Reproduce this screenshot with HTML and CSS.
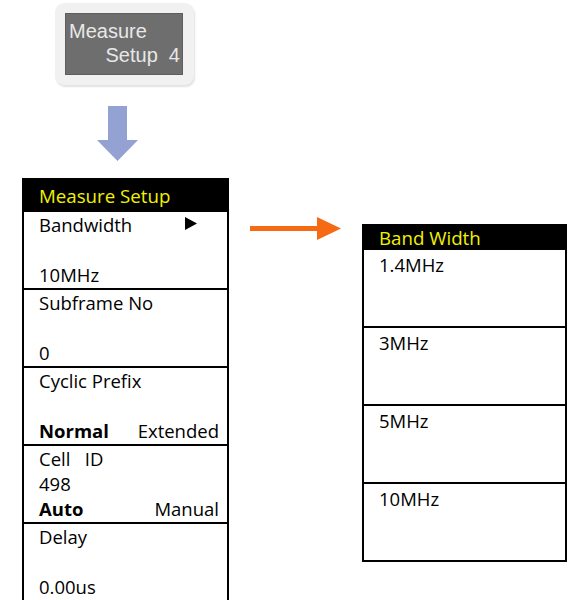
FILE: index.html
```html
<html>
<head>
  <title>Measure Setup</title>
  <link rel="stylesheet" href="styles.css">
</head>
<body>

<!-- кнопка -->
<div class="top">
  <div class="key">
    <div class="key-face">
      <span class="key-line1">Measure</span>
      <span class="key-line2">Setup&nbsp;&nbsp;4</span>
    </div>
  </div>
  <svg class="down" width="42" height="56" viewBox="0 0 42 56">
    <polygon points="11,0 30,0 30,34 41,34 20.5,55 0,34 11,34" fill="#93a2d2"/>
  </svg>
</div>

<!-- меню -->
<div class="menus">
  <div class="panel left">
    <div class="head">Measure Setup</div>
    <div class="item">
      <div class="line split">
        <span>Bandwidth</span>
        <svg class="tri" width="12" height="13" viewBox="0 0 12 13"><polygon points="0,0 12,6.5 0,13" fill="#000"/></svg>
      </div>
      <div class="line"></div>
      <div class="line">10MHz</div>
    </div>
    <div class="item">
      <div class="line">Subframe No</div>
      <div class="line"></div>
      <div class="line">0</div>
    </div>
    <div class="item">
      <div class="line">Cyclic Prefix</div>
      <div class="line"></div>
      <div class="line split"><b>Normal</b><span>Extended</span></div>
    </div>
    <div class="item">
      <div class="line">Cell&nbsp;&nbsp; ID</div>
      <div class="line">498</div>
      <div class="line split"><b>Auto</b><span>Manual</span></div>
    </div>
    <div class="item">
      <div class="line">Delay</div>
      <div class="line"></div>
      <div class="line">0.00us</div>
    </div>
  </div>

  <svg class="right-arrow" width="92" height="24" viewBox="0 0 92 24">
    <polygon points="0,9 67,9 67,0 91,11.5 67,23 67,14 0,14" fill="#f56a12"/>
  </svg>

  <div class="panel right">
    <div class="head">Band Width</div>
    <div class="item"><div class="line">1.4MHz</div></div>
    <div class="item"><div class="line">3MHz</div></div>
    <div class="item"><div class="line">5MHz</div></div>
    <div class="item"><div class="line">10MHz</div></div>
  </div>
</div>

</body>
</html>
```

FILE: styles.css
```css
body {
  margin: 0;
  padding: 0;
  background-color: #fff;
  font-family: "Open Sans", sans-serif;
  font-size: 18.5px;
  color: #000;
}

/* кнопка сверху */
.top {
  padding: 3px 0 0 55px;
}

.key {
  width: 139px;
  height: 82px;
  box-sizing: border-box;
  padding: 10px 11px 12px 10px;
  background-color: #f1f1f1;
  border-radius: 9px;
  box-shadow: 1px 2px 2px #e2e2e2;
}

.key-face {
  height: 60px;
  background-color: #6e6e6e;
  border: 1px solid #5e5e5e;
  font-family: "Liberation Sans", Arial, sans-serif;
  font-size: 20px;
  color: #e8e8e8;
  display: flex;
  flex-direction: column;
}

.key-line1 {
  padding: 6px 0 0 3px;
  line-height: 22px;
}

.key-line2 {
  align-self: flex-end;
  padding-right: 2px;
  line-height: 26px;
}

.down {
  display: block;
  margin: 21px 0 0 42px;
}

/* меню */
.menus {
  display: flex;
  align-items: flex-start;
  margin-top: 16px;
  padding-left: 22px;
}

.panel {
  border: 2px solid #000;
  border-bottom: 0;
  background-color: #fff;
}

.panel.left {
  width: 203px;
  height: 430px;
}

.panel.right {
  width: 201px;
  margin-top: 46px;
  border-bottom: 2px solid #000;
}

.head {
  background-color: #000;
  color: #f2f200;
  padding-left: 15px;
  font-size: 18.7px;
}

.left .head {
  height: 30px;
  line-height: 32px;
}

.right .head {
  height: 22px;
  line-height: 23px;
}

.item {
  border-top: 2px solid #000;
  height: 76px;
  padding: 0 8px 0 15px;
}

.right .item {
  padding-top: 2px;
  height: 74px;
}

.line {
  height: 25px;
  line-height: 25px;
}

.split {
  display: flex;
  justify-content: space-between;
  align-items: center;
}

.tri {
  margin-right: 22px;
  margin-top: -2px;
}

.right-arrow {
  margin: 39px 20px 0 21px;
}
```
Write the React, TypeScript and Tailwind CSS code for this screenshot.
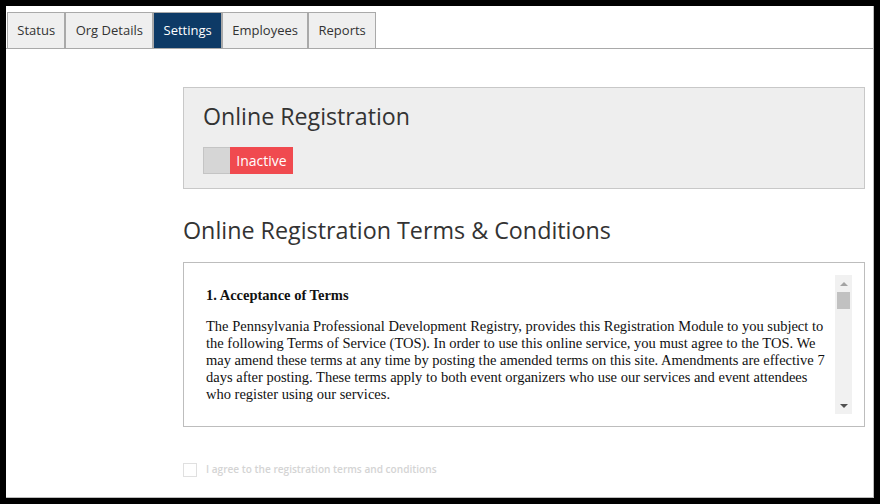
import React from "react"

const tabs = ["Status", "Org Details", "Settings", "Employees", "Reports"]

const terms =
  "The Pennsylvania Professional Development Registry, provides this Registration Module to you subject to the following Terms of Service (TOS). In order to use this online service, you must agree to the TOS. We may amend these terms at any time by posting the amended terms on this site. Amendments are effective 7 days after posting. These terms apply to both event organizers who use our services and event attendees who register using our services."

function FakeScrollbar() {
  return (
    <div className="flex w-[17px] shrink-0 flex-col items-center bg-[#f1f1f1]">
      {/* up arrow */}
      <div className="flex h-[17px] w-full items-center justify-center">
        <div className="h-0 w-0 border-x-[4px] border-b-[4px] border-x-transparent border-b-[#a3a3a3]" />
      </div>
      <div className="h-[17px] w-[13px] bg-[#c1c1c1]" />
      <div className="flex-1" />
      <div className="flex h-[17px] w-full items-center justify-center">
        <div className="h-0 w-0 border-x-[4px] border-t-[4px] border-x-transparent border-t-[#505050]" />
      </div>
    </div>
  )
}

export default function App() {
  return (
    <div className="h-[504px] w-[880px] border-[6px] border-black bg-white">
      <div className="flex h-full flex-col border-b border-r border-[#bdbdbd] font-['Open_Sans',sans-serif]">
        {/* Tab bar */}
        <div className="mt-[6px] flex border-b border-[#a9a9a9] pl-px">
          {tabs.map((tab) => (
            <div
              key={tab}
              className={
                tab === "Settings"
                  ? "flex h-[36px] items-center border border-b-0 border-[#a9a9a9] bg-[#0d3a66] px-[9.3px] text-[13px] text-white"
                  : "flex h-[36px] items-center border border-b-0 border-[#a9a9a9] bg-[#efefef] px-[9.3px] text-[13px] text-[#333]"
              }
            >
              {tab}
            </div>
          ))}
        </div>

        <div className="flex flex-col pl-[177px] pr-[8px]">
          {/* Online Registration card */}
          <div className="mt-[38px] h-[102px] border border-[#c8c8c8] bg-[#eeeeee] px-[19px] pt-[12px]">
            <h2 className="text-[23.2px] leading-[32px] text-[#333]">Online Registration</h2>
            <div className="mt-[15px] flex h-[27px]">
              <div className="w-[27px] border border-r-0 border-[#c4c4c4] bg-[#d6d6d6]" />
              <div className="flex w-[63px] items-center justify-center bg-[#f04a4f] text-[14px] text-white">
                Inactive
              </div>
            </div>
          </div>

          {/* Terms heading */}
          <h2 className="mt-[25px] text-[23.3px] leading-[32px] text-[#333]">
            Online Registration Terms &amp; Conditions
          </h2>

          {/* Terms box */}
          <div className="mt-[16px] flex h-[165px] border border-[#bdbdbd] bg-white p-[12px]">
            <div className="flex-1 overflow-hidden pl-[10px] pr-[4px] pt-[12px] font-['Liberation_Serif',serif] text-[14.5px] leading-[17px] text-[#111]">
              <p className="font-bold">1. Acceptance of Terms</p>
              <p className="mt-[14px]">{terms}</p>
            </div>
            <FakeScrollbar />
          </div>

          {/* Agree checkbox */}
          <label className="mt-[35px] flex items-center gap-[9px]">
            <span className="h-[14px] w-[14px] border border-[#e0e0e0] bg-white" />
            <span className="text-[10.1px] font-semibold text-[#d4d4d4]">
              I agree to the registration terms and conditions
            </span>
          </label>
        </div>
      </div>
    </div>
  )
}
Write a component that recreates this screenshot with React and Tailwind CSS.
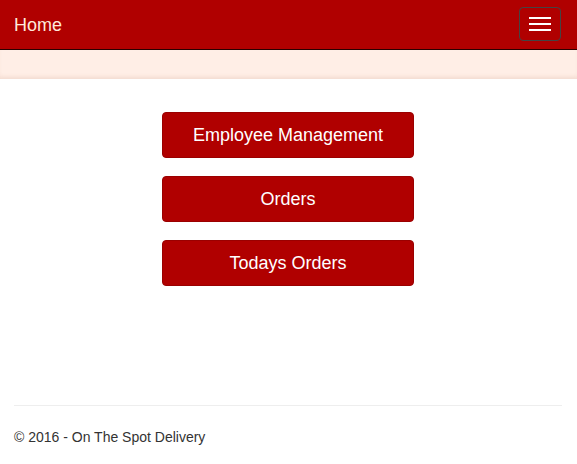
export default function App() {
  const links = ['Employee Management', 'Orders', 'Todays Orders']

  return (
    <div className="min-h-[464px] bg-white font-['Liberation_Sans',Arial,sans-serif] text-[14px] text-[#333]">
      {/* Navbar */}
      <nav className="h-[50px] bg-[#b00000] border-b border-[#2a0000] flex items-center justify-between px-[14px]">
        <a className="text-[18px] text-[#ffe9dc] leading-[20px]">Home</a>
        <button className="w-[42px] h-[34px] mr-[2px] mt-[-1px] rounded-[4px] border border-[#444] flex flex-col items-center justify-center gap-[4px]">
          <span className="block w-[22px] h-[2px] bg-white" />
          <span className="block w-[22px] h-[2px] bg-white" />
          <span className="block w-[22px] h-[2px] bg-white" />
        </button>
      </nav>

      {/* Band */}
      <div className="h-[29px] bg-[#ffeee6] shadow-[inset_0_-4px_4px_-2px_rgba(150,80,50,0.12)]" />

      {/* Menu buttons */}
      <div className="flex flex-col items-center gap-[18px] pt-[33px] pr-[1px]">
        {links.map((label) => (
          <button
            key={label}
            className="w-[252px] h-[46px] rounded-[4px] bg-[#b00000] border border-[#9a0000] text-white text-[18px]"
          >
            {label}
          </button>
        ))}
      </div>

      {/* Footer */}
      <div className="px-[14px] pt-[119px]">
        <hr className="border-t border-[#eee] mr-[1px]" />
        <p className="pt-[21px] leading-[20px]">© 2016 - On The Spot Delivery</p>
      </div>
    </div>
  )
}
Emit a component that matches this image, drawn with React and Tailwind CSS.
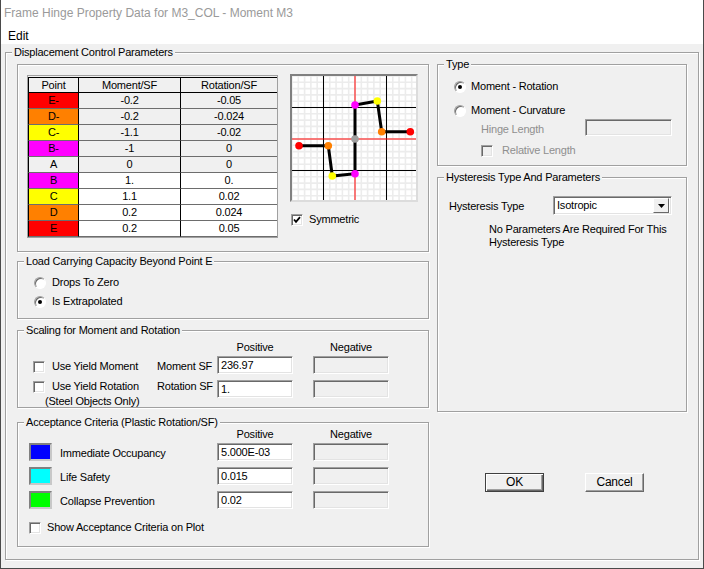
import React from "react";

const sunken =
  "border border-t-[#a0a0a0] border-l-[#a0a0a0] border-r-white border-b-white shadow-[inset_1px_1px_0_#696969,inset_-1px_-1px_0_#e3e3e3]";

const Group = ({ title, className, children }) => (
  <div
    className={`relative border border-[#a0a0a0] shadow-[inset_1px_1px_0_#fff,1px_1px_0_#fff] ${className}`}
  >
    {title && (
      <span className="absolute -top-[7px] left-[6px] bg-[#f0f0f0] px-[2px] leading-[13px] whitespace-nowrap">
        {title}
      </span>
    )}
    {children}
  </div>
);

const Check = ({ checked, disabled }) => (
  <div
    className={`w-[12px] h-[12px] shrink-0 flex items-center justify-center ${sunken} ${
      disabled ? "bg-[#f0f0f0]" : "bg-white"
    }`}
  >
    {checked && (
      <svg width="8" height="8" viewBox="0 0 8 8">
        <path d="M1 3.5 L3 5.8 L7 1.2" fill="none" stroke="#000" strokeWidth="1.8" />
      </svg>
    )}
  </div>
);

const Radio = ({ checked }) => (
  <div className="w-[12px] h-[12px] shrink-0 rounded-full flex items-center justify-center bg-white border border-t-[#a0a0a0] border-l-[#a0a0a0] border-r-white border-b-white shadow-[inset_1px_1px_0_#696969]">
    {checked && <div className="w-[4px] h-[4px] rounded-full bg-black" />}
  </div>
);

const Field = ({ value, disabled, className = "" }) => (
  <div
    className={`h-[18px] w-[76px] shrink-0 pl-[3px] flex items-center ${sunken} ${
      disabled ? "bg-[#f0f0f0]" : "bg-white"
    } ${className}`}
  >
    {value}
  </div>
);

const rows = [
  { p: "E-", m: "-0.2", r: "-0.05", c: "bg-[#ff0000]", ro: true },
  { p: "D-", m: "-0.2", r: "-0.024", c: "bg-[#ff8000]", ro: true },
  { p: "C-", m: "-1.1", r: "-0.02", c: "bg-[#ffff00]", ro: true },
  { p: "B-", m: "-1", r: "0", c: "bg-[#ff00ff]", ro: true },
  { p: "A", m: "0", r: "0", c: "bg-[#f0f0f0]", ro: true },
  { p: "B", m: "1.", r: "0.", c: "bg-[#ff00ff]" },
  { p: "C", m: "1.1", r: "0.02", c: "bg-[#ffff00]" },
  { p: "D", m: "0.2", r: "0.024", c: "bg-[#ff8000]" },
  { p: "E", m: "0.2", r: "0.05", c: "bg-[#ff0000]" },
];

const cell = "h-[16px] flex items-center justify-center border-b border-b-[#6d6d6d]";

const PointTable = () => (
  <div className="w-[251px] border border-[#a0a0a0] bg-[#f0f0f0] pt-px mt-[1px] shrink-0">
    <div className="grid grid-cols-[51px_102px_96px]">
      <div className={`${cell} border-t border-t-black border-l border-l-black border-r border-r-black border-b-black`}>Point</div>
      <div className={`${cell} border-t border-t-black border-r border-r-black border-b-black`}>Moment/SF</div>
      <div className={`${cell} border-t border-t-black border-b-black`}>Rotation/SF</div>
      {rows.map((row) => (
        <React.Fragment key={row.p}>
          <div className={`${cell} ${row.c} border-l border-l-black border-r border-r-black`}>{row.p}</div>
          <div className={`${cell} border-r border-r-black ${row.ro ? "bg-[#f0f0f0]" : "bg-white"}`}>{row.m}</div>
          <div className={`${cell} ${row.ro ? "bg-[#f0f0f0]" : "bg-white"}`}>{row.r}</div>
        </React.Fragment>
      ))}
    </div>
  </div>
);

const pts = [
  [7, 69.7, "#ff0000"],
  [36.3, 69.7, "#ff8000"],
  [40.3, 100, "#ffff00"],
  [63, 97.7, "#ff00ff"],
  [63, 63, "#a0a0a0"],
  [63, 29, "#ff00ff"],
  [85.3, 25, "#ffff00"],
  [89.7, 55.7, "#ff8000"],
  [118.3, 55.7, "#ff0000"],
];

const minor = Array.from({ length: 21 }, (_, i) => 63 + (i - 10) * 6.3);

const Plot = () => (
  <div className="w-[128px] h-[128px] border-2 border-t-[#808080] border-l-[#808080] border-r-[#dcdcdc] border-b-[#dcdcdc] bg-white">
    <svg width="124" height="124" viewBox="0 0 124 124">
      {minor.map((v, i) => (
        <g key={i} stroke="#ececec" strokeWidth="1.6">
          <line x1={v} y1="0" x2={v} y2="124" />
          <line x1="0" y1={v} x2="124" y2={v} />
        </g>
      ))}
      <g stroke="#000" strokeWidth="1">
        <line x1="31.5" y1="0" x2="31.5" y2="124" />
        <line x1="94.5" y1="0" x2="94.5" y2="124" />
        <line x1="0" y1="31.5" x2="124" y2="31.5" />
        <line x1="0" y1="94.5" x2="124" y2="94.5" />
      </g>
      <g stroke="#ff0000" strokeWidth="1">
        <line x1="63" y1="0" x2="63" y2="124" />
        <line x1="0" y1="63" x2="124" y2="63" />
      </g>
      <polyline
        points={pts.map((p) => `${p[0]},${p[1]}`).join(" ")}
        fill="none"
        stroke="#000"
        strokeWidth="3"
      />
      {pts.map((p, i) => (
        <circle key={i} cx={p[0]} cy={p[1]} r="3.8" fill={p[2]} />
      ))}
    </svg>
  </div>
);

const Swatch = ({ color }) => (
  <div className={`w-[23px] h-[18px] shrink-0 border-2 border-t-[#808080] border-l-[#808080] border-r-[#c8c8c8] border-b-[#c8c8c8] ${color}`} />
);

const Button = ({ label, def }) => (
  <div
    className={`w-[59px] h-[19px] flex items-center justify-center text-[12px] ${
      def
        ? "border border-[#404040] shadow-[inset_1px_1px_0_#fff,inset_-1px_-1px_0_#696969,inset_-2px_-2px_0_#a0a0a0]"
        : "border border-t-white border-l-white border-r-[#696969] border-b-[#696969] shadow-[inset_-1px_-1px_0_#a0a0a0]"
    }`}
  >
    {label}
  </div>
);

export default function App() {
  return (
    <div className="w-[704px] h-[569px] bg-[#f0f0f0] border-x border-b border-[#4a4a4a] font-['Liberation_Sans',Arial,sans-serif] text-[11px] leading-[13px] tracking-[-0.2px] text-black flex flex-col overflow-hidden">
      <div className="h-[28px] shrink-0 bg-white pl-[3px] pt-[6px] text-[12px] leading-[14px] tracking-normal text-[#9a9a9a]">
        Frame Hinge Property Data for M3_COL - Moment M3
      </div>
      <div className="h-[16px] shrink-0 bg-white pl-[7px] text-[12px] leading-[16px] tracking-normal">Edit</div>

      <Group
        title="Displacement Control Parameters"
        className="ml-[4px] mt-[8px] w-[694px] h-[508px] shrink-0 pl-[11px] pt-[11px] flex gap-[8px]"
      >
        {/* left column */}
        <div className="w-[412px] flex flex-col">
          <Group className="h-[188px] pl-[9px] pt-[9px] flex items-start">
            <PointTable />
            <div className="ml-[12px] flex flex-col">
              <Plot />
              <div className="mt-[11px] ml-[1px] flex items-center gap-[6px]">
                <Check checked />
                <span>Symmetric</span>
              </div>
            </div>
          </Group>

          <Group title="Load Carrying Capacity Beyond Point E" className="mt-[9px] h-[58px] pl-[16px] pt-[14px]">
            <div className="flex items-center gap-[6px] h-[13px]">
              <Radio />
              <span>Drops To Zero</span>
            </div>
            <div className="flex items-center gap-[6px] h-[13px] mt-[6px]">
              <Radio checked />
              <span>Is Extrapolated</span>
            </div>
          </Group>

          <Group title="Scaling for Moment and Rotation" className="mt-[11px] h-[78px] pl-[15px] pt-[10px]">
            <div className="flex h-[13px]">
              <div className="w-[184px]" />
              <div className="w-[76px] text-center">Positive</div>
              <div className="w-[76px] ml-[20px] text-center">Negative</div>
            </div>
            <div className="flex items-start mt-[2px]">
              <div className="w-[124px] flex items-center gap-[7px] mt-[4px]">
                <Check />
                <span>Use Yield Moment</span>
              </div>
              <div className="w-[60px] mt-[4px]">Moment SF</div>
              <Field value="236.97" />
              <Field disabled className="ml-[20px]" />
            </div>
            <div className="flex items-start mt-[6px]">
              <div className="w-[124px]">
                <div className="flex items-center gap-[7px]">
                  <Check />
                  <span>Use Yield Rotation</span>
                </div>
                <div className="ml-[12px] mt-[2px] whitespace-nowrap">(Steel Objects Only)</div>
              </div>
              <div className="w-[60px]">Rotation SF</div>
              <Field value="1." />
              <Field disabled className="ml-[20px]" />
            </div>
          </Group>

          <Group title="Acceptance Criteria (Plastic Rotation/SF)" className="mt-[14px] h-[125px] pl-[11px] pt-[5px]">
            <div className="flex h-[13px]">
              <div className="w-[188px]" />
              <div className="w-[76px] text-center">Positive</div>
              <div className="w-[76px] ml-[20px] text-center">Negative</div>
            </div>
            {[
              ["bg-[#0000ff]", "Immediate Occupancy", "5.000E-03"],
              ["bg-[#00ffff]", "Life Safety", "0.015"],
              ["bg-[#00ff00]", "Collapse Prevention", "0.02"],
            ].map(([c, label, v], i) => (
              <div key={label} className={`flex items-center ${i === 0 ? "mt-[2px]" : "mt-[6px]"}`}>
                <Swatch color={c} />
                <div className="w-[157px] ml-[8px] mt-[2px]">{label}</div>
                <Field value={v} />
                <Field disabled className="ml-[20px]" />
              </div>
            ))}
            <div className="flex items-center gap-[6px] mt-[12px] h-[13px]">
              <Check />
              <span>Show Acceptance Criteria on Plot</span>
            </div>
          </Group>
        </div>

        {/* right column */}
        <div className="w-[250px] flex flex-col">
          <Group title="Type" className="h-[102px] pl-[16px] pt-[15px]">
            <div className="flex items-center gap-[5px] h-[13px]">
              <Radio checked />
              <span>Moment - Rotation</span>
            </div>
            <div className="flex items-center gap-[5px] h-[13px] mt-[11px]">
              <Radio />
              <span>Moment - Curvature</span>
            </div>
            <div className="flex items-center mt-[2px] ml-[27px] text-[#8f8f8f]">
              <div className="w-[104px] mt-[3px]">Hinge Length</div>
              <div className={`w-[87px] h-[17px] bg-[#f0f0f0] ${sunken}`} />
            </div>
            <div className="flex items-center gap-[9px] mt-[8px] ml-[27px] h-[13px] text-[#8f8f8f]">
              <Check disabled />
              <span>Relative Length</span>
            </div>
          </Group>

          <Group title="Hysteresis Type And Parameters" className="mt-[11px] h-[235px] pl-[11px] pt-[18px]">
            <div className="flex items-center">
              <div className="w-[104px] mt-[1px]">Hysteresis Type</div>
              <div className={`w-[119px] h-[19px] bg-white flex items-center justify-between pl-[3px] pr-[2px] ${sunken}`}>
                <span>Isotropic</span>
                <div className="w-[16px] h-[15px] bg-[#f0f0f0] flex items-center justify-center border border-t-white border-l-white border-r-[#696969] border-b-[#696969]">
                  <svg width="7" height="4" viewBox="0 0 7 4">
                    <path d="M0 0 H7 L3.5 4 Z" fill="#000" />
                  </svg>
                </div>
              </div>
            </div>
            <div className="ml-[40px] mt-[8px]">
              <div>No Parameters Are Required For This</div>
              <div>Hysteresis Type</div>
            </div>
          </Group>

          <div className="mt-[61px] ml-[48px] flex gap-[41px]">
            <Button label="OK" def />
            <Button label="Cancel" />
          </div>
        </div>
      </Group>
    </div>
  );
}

_GIVEN PROBLEM_:
Of the lines above, copy only those from the one holding "Write the React, TypeScript" to the one holding "Pennsylvania Professional Development", both included, and exclude every image.

_WRITTEN RESPONSE_:
Write the React, TypeScript and Tailwind CSS code for this screenshot.
import React from "react"

const tabs = ["Status", "Org Details", "Settings", "Employees", "Reports"]

const terms =
  "The Pennsylvania Professional Development Registry, provides this Registration Module to you subject to the following Terms of Service (TOS). In order to use this online service, you must agree to the TOS. We may amend these terms at any time by posting the amended terms on this site. Amendments are effective 7 days after posting. These terms apply to both event organizers who use our services and event attendees who register using our services."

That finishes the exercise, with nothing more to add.